The new subclass 3.0 screen, focusing on Void 3.0 the other main selling point of the expansion
This is the Void Buddy. I Love This Thing

Weapon Crafting at this point is a process. You first need to collect weapons with deepsight resonance and attune them enough to extract the resonance, which will eventually let you get enough to unlock a pattern based on said weapon, then you can craft the weapon based on how many materials you have from extractions based on a perk pool to suit your play style. On paper, this is a pretty good system that could use some tweaks and it ultimately is. But the main issue for me is that it feels like a good chunk of the deepsight weapons from the throne world (where a good chunk of the weapon crafting is associated) are not dropping frequently enough to justify using it outside of crafting the admittedly sick new glaive weapons in the campaign and the fact that Deepsight variants of guns feel like a new and annoying layer of RNG to deal with. These seem like an issue that can be tweaked in the future, but for now, I’m sticking with a lot of the stuff that both drops from the world and my Masterworked old favourites.

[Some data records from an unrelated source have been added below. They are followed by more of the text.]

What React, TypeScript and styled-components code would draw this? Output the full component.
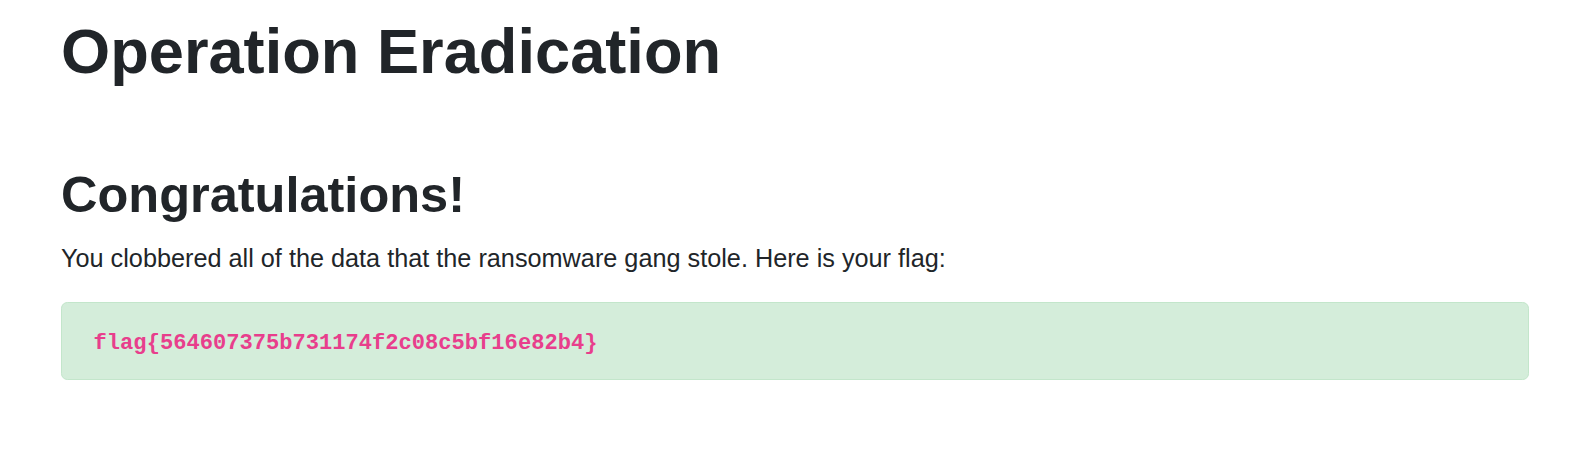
import React from "react";
import styled, { createGlobalStyle } from "styled-components";

const GlobalStyle = createGlobalStyle`
  * { box-sizing: border-box; }
  html, body { margin: 0; padding: 0; background: #ffffff; }
  body {
    font-family: "Liberation Sans", Arial, sans-serif;
    color: #212529;
    font-size: 25.25px;
    line-height: 1.5;
  }
`;

const Page = styled.main`
  display: flex;
  flex-direction: column;
  padding: 14px 64px 40px 61px;
`;

const Title = styled.h1`
  margin: 0 0 75px;
  font-size: 63.2px;
  font-weight: 700;
  line-height: 1.2;
`;

const Heading = styled.h2`
  margin: 0 0 14.4px;
  font-size: 50.5px;
  font-weight: 700;
  line-height: 1.2;
`;

const Text = styled.p`
  margin: 0 0 24.4px;
  font-size: 25.25px;
  line-height: 1.5;
`;

const Alert = styled.div`
  padding: 18.9px 31.6px;
  background: #d4edda;
  border: 1px solid #c3e6cb;
  border-radius: 6.3px;
  color: #155724;
  font-size: 25.25px;
  line-height: 1.5;
`;

const Flag = styled.code`
  font-family: "Liberation Mono", "Courier New", monospace;
  font-size: 22.1px;
  font-weight: 700;
  color: #e83e8c;
  word-wrap: break-word;
`;

export default function App() {
  return (
    <>
      <GlobalStyle />
      <Page>
        <Title>Operation Eradication</Title>
        <Heading>Congratulations!</Heading>
        <Text>
          You clobbered all of the data that the ransomware gang stole. Here is
          your flag:
        </Text>
        <Alert>
          <Flag>flag{"{"}564607375b731174f2c08c5bf16e82b4{"}"}</Flag>
        </Alert>
      </Page>
    </>
  );
}
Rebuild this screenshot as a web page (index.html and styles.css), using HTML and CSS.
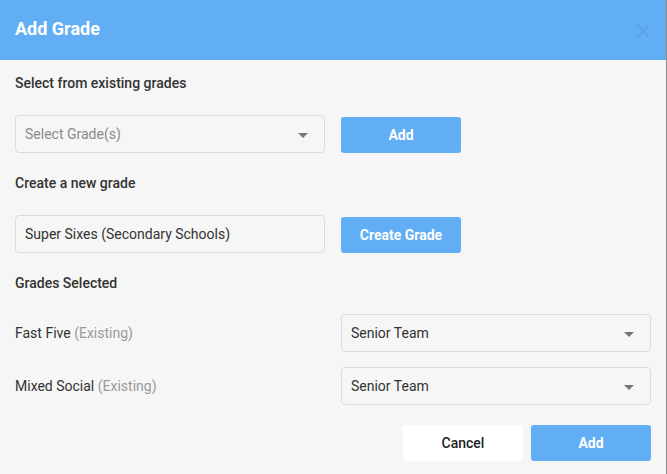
FILE: index.html
```html
<!DOCTYPE html>
<html lang="en">
<head>
  <meta charset="UTF-8" />
  <meta name="viewport" content="width=device-width, initial-scale=1.0" />
  <title>Add Grade</title>
  <link rel="stylesheet" href="styles.css">
</head>
<body>
  <div class="modal">
    <div class="modal-header">
      <h2>Add Grade</h2>
      <button class="close-btn" aria-label="Close">
        <svg width="14" height="14" viewBox="0 0 14 14"><path d="M1 1 L13 13 M13 1 L1 13" stroke="currentColor" stroke-width="2" fill="none"/></svg>
      </button>
    </div>

    <div class="modal-body">
      <div class="section-title">Select from existing grades</div>
      <div class="field-row">
        <div class="select placeholder">Select Grade(s)<span class="caret"></span></div>
        <button class="btn btn-primary">Add</button>
      </div>

      <div class="section-title">Create a new grade</div>
      <div class="field-row">
        <input class="text-input" type="text" value="Super Sixes (Secondary Schools)">
        <button class="btn btn-primary">Create Grade</button>
      </div>

      <div class="section-title grades-title">Grades Selected</div>
      <div class="grade-row">
        <div class="grade-name">Fast Five <span class="muted">(Existing)</span></div>
        <div class="select wide">Senior Team<span class="caret"></span></div>
      </div>
      <div class="grade-row">
        <div class="grade-name">Mixed Social <span class="muted">(Existing)</span></div>
        <div class="select wide">Senior Team<span class="caret"></span></div>
      </div>

      <div class="modal-footer">
        <button class="btn btn-light">Cancel</button>
        <button class="btn btn-primary">Add</button>
      </div>
    </div>
  </div>
</body>
</html>
```

FILE: styles.css
```css
* {
  box-sizing: border-box;
}
body {
  margin: 0;
  font-family: Roboto, 'Liberation Sans', sans-serif;
  background: #f6f6f6;
  color: #333;
}
.modal {
  width: 667px;
  min-height: 474px;
  background: #f6f6f6;
  border-right: 1px solid #8c8c8c;
}
.modal-header {
  height: 60px;
  background: #62aef4;
  display: flex;
  align-items: center;
  justify-content: space-between;
  padding: 0 16px 0 15px;
}
.modal-header h2 {
  margin: 0 0 3px;
  font-size: 18px;
  font-weight: 700;
  color: #fff;
}
.close-btn {
  background: none;
  border: none;
  padding: 0;
  color: #59a3e6;
  display: flex;
  margin-top: 1px;
}
.modal-body {
  padding: 13px 15px 13px;
}
.section-title {
  font-size: 14px;
  font-weight: 500;
  line-height: 20px;
  color: #333;
  margin-bottom: 22px;
}
.grades-title {
  margin-bottom: 21px;
}
.field-row {
  display: flex;
  align-items: flex-end;
  gap: 16px;
  margin-bottom: 20px;
}
.select,
.text-input {
  position: relative;
  width: 310px;
  height: 38px;
  border: 1px solid #dcdcdc;
  border-radius: 4px;
  background: #f6f6f6;
  padding: 0 9px;
  font-family: inherit;
  font-size: 14px;
  color: #333;
  display: flex;
  align-items: center;
}
.select.placeholder {
  color: #8a8a8a;
}
.caret {
  position: absolute;
  right: 16px;
  top: 17px;
  border-left: 5px solid transparent;
  border-right: 5px solid transparent;
  border-top: 5px solid #777;
}
.btn {
  width: 120px;
  height: 36px;
  border: none;
  border-radius: 3px;
  font-family: inherit;
  font-size: 14px;
  font-weight: 700;
  cursor: pointer;
}
.btn-primary {
  background: #62aef4;
  color: #fff;
}
.btn-light {
  background: #fff;
  color: #222;
  font-weight: 500;
}
.grade-row {
  display: flex;
  align-items: center;
  justify-content: space-between;
  margin-bottom: 15px;
}
.grade-name {
  font-size: 14px;
  color: #333;
}
.muted {
  color: #999;
}
.modal-footer {
  display: flex;
  justify-content: flex-end;
  gap: 8px;
  margin-top: 20px;
}
```
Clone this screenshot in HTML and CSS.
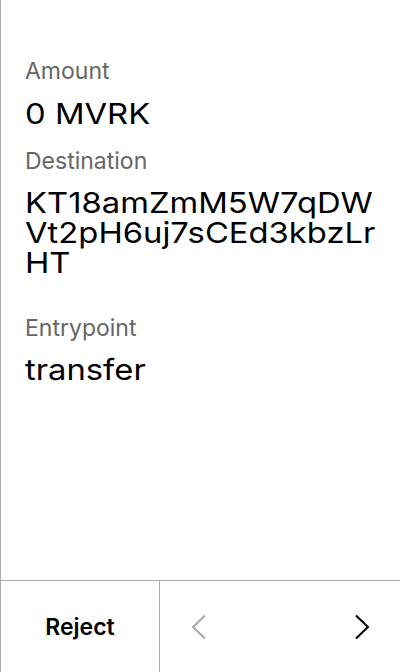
FILE: index.html
```html
<!DOCTYPE html>
<html lang="en">
<head>
<meta charset="utf-8">
<title>Review operation</title>
<link rel="stylesheet" href="styles.css">
</head>
<body>
<div class="app">
  <main class="content">
    <div class="field">
      <div class="label">Amount</div>
      <div class="value"><span class="value-text">0 MVRK</span></div>
    </div>
    <div class="field field-address">
      <div class="label">Destination</div>
      <div class="value address"><span class="value-text">KT18amZmM5W7qDWVt2pH6uj7sCEd3kbzLrHT</span></div>
    </div>
    <div class="field">
      <div class="label">Entrypoint</div>
      <div class="value"><span class="value-text">transfer</span></div>
    </div>
  </main>
  <footer class="footer">
    <button class="reject">Reject</button>
    <div class="nav">
      <svg class="chev chev-prev" width="16" height="26" viewBox="0 0 16 26"><path d="M14 1.5 L2 13 L14 24.5" fill="none" stroke="currentColor" stroke-width="2"/></svg>
      <svg class="chev chev-next" width="16" height="26" viewBox="0 0 16 26"><path d="M2 1.5 L14 13 L2 24.5" fill="none" stroke="currentColor" stroke-width="2"/></svg>
    </div>
  </footer>
</div>
</body>
</html>
```
FILE: styles.css
```css
* { box-sizing: border-box; }
html, body { margin: 0; padding: 0; background: #fff; }
body {
  font-family: Inter, "Noto Sans", sans-serif;
  color: #000;
}
.app {
  height: 672px;
  display: flex;
  flex-direction: column;
  border-left: 1px solid #ababab;
}
.content {
  flex: 1;
  padding: 58px 16px 0 24px;
  display: flex;
  flex-direction: column;
}
.field { margin-bottom: 19px; }
.field-address { margin-bottom: 36.5px; }
.label {
  font-size: 23px;
  line-height: 26px;
  color: #666;
}
.value {
  font-size: 29px;
  line-height: 30px;
  margin-top: 14.5px;
  color: #000;
}
.value-text {
  display: inline-block;
  transform: scaleX(1.13);
  transform-origin: 0 0;
  white-space: nowrap;
}
.address .value-text {
  width: 324px;
  white-space: normal;
  word-break: break-all;
}
.footer {
  height: 92px;
  border-top: 1px solid #ababab;
  display: flex;
}
.reject {
  width: 159px;
  border: none;
  border-right: 1px solid #ababab;
  background: #fff;
  font-family: inherit;
  font-size: 23px;
  font-weight: 600;
  color: #000;
  padding: 0;
}
.nav {
  flex: 1;
  display: flex;
  align-items: center;
  justify-content: space-between;
  padding: 0 30px 0 31px;
}
.chev-prev { color: #a8a8a8; }
.chev-next { color: #000; }
```
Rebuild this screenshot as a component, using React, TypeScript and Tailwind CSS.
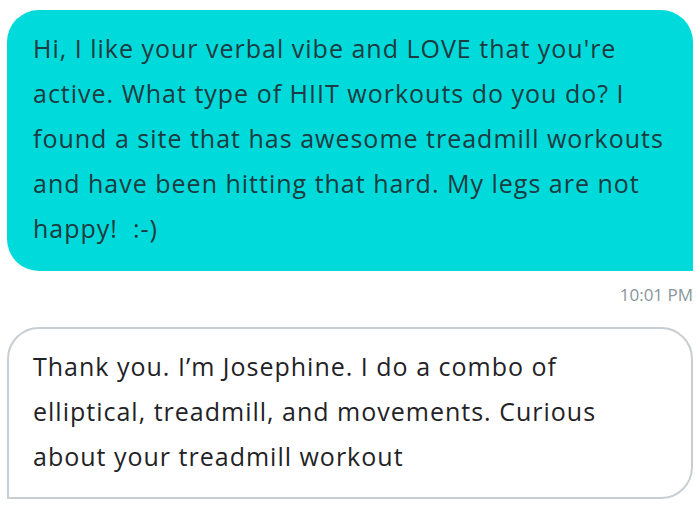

A warlock sitting infrom of Savatun's fortress in the Throne World
Sometimes, you need to just chill, y'know?

Like the base expansion of Beyond Light, The Witch Queen is the beginning of the next chapter of Destiny and it’s one I’ve been admittedly been waiting a very long time for. While the weapon crafting has a few issues to iron out, the replayable campaign, an excellent new location, and the introduction of the future of the way the light-based subclasses are gonna be modelled after the successful Stasis experiment of the last expansion all add up to make this possibly my favourite base experience with a Destiny expansion…possibly ever? Yeah, I'm shocked too. One of these things finally managed to dethrone The Taken King for me. Now if you’ll excuse me, I’m going back to burying myself in this game’s warm, loving embrace.